Stated exercise. Begin with the first line and repeat exactly through the line containing "const lowNav = ['Отчеты', 'Менеджеры', 'Акции'];"; leave every image out.

↓

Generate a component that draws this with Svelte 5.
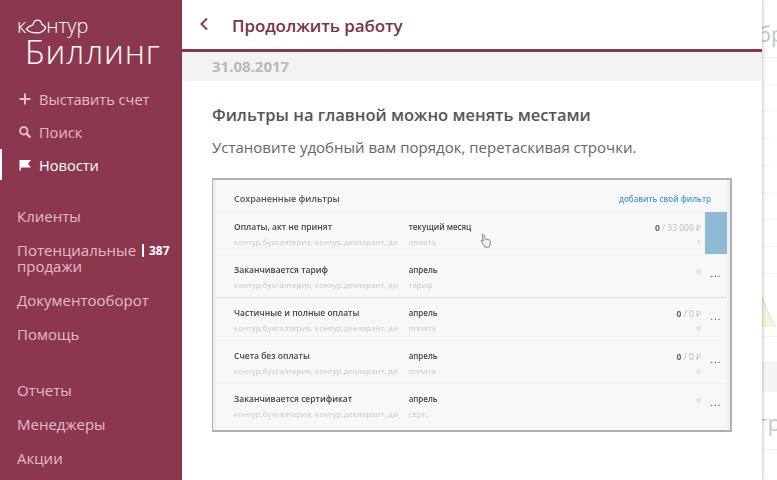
<script>
  const topNav = [
    { label: 'Выставить счет', icon: 'plus' },
    { label: 'Поиск', icon: 'search' },
    { label: 'Новости', icon: 'flag', active: true }
  ];
  const midNav = ['Клиенты', 'Потенциальные продажи', 'Документооборот', 'Помощь'];
  const lowNav = ['Отчеты', 'Менеджеры', 'Акции'];

  const products = 'контур.бухгалтерия, контур.декларант, ди';
  const filters = [
    { name: 'Оплаты, акт не принят', period: 'текущий месяц', kind: 'оплата', done: '0', total: '33 000 ₽', count: '1', hover: true },
    { name: 'Заканчивается тариф', period: 'апрель', kind: 'тариф', count: '0', split: true },
    { name: 'Частичные и полные оплаты', period: 'апрель', kind: 'оплата', done: '0', total: '0 ₽', count: '0' },
    { name: 'Счета без оплаты', period: 'апрель', kind: 'оплата', done: '0', total: '0 ₽', count: '0' },
    { name: 'Заканчивается сертификат', period: 'апрель', kind: 'серт.', count: '0' }
  ];
  const gridLines = Array(8);
</script>

<div class="page">
  <aside class="sidebar">
    <div class="logo">
      <div class="brand">
        <span>к</span>
        <svg class="cloud" width="22" height="15" viewBox="0 0 20 14" fill="none" stroke="#fff" stroke-width="1.2">
          <path d="M1 9.5 C3 6.5 5.5 6 7 5.5 C7.8 2.5 9.5 1 11.5 1 C13.5 1 15 2.5 15.5 5 C17 5.5 18.4 6.5 19 8 C17.8 11 15.5 13 11 13 C6.5 13 3 12 1 9.5 Z" />
        </svg>
        <span>нтур</span>
      </div>
      <div class="product">Биллинг</div>
    </div>

    <nav class="nav top">
      {#each topNav as item}
        <a class="item" class:active={item.active} href="#top">
          <svg class="icon" width="14" height="14" viewBox="0 0 14 14">
            {#if item.icon === 'plus'}
              <path d="M6 1.500h2v4.500h4.500v2H8v4.500H6V8H1.500V6H6z" fill="currentColor" />
            {:else if item.icon === 'search'}
              <circle cx="5.800" cy="5.800" r="3.700" fill="none" stroke="currentColor" stroke-width="2" />
              <path d="M8.600 8.600l3.700 3.700" stroke="currentColor" stroke-width="2.400" />
            {:else}
              <path d="M1.500 2h11.500l-3 3.700 3 3.800H3v3H1.500z" fill="currentColor" />
            {/if}
          </svg>
          {item.label}
        </a>
      {/each}
    </nav>

    <nav class="nav mid">
      {#each midNav as label}
        <a class="item plain" class:double={label.includes(' ')} href="#top">
          {label}
          {#if label.includes(' ')}
            <span class="badge">387</span>
          {/if}
        </a>
      {/each}
    </nav>

    <nav class="nav low">
      {#each lowNav as label}
        <a class="item plain" href="#top">{label}</a>
      {/each}
    </nav>
  </aside>

  <main class="panel">
    <header class="head">
      <svg class="back" width="10" height="14" viewBox="0 0 10 14" fill="none" stroke="#8b384e" stroke-width="2">
        <path d="M8 1.500L2.500 7 8 12.500" />
      </svg>
      <h1>Продолжить работу</h1>
    </header>
    <div class="date">31.08.2017</div>
    <article class="news">
      <h2>Фильтры на главной можно менять местами</h2>
      <p>Установите удобный вам порядок, перетаскивая строчки.</p>

      <div class="shot">
        <div class="shot-inner">
          <div class="shot-head">
            <span>Сохраненные фильтры</span>
            <span class="add">добавить свой фильтр</span>
          </div>
          {#each filters as f}
            <div class="row" class:split={f.split}>
              <div class="col-name">
                <div class="name">{f.name}</div>
                <div class="sub">{products}</div>
              </div>
              <div class="col-period">
                <div class="name">{f.period}</div>
                <div class="sub">{f.kind}</div>
              </div>
              <div class="col-sum">
                {#if f.done}
                  <div class="sum"><b>{f.done}</b> / {f.total}</div>
                {/if}
                <div class="sub num">{f.count}</div>
              </div>
              {#if f.hover}
                <div class="more selected">...</div>
                <svg class="hand" width="12" height="16" viewBox="0 0 11 15" fill="#eee" stroke="#777" stroke-width="0.800">
                  <path d="M2 1.500c.8-.6 1.500-.2 1.700.5l1 3.500 3.300.8c1.300.4 1.700 1.100 1.600 2.200l-.3 2.500c-.1.900-.5 1.500-1 2.300H4.500L2.800 10.500 1 7.700c-.4-.8.300-1.400 1-1l1 .8z" />
                </svg>
              {:else}
                <div class="more">...</div>
              {/if}
            </div>
          {/each}
        </div>
      </div>
    </article>
  </main>

  <div class="behind">
    <div class="ghost first">бр</div>
    {#each gridLines as _}
      <div class="grid-line"></div>
    {/each}
    <svg class="wedge" width="15" height="31" viewBox="0 0 15 31">
      <path d="M0 0C4 12 9 24 14 31H0z" fill="#f4f6dc" />
      <path d="M0 0C4 12 9 24 14 31" fill="none" stroke="#cfe4dc" />
    </svg>
    <div class="axis"></div>
    <div class="band"></div>
    <div class="ghost second">гр</div>
  </div>
</div>

<style>
  :global(body) {
    margin: 0;
    font-family: "Open Sans", "Liberation Sans", sans-serif;
  }

  .page {
    display: flex;
    width: 777px;
    height: 480px;
    overflow: hidden;
    background: #fff;
  }

  .sidebar {
    flex: 0 0 182px;
    background: #8b384e;
    color: #e3bcc8;
    font-size: 15px;
    overflow: hidden;
  }

  .logo {
    padding: 15px 0 0 17px;
    color: #fff;
  }

  .brand {
    display: flex;
    align-items: flex-end;
    height: 22px;
    font-size: 20px;
    font-weight: 300;
    line-height: 22px;
  }

  .cloud {
    margin: 0 -1px 3px -1px;
  }

  .product {
    margin-left: 8px;
    font-size: 33px;
    font-weight: 300;
    line-height: 30px;
    letter-spacing: 0.9px;
  }

  .nav {
    display: flex;
    flex-direction: column;
  }

  .top {
    margin-top: 16px;
    gap: 2px;
    font-size: 14.600px;
  }

  .mid {
    margin-top: 19px;
  }

  .low {
    margin-top: 22px;
  }

  .item {
    display: flex;
    align-items: center;
    height: 31px;
    padding-left: 18px;
    color: inherit;
    text-decoration: none;
    line-height: 16px;
  }

  .item.active {
    color: #fff;
    box-shadow: inset 2px 0 0 #fff;
  }

  .plain {
    height: 34px;
    padding-left: 17px;
  }

  .double {
    display: block;
    position: relative;
    height: auto;
    width: 125px;
    padding: 9px 0 9px 17px;
  }

  .badge {
    position: absolute;
    left: 142px;
    top: 9px;
    padding-left: 5px;
    border-left: 2px solid #fff;
    color: #fff;
    font-size: 12px;
    font-weight: 700;
    line-height: 13px;
    margin-top: 2px;
  }

  .icon {
    margin-right: 7px;
  }

  .panel {
    flex: 0 0 580px;
    position: relative;
    z-index: 1;
    box-shadow: 1px 0 3px rgba(0, 0, 0, 0.22);
    background: #fff;
  }

  .head {
    display: flex;
    align-items: center;
    padding-left: 17px;
    border-bottom: 3px solid #8b384e;
    box-sizing: border-box;
    height: 52px;
  }

  .back {
    margin-right: 23px;
    margin-top: -2px;
  }

  h1 {
    margin: 1px 0 0;
    color: #7d3346;
    font-size: 17px;
    font-weight: 600;
    letter-spacing: -0.1px;
  }

  .date {
    height: 29px;
    padding-left: 30px;
    background: #f3f3f3;
    color: #b9b9b9;
    font-size: 15px;
    font-weight: 700;
    line-height: 28px;
  }

  .news {
    padding: 23px 30px 0;
  }

  h2 {
    margin: 0;
    color: #555;
    font-size: 16.500px;
    font-weight: 600;
    line-height: 22px;
  }

  p {
    margin: 11px 0 0;
    color: #666;
    font-size: 15px;
    line-height: 20px;
  }

  .shot {
    width: 520px;
    height: 254px;
    margin-top: 21px;
    box-sizing: border-box;
    border-style: solid;
    border-width: 2px 2px 2px 1px;
    border-color: #b0b0b0;
    background: #efefef;
    overflow: hidden;
  }

  .shot-inner {
    margin: 0 3px;
    background: #f8f8f8;
    height: 100%;
    filter: blur(0.5px);
    font-size: 8.500px;
  }

  .shot-head {
    display: flex;
    justify-content: space-between;
    align-items: center;
    height: 32px;
    box-sizing: border-box;
    padding: 6px 16px 0 18px;
    border-bottom: 1px solid #f0f0f0;
    color: #555;
    font-size: 9px;
    font-weight: 600;
  }

  .add {
    color: #4a9bd8;
    font-size: 8px;
  }

  .row {
    display: flex;
    position: relative;
    height: 43px;
    box-sizing: border-box;
    padding-left: 18px;
    border-bottom: 1px solid #f1f1f1;
  }

  .split {
    border-bottom-color: #ddd;
  }

  .col-name {
    width: 175px;
    padding-top: 9px;
    white-space: nowrap;
  }

  .col-period {
    width: 119px;
    padding-top: 9px;
    font-size: 8px;
  }

  .col-sum {
    width: 174px;
    padding-top: 10px;
    text-align: right;
    color: #bbb;
  }

  .name {
    height: 15px;
    color: #444;
    font-weight: 600;
    line-height: 12px;
  }

  .sub {
    color: #c9c9c9;
    font-size: 8px;
    line-height: 12px;
  }

  .sum {
    height: 14px;
    line-height: 12px;
  }

  .sum b {
    color: #666;
  }

  .more {
    width: 22px;
    margin-left: 4px;
    padding-top: 12px;
    text-align: center;
    color: #555;
    font-size: 9px;
    font-weight: 600;
    letter-spacing: 1.200px;
  }

  .more.selected {
    background: #8fbad6;
    color: #8fbad6;
  }

  .hand {
    position: absolute;
    left: 264px;
    top: 21px;
  }

  .behind {
    flex: 1;
    min-width: 0;
    overflow: hidden;
    color: #c4c8d0;
    font-size: 22px;
    white-space: nowrap;
  }

  .ghost {
    margin-left: -4px;
    line-height: 26px;
  }

  .first {
    height: 37px;
    padding-top: 20px;
    border-bottom: 1px solid #f1f1f1;
  }

  .grid-line {
    height: 26px;
    border-bottom: 1px solid #f6f6f6;
  }

  .wedge {
    display: block;
    margin-top: 22px;
  }

  .axis {
    height: 9px;
    border-bottom: 1px solid #f3f3f3;
  }

  .band {
    height: 30px;
    margin-top: 25px;
    background: #f5f5f5;
  }

  .second {
    height: 40px;
    padding-top: 17px;
    border-bottom: 1px solid #f1f1f1;
  }
</style>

↑

Full answer.
Generate a component that draws this with Svelte 5.
<script>
  const topNav = [
    { label: 'Выставить счет', icon: 'plus' },
    { label: 'Поиск', icon: 'search' },
    { label: 'Новости', icon: 'flag', active: true }
  ];
  const midNav = ['Клиенты', 'Потенциальные продажи', 'Документооборот', 'Помощь'];
  const lowNav = ['Отчеты', 'Менеджеры', 'Акции'];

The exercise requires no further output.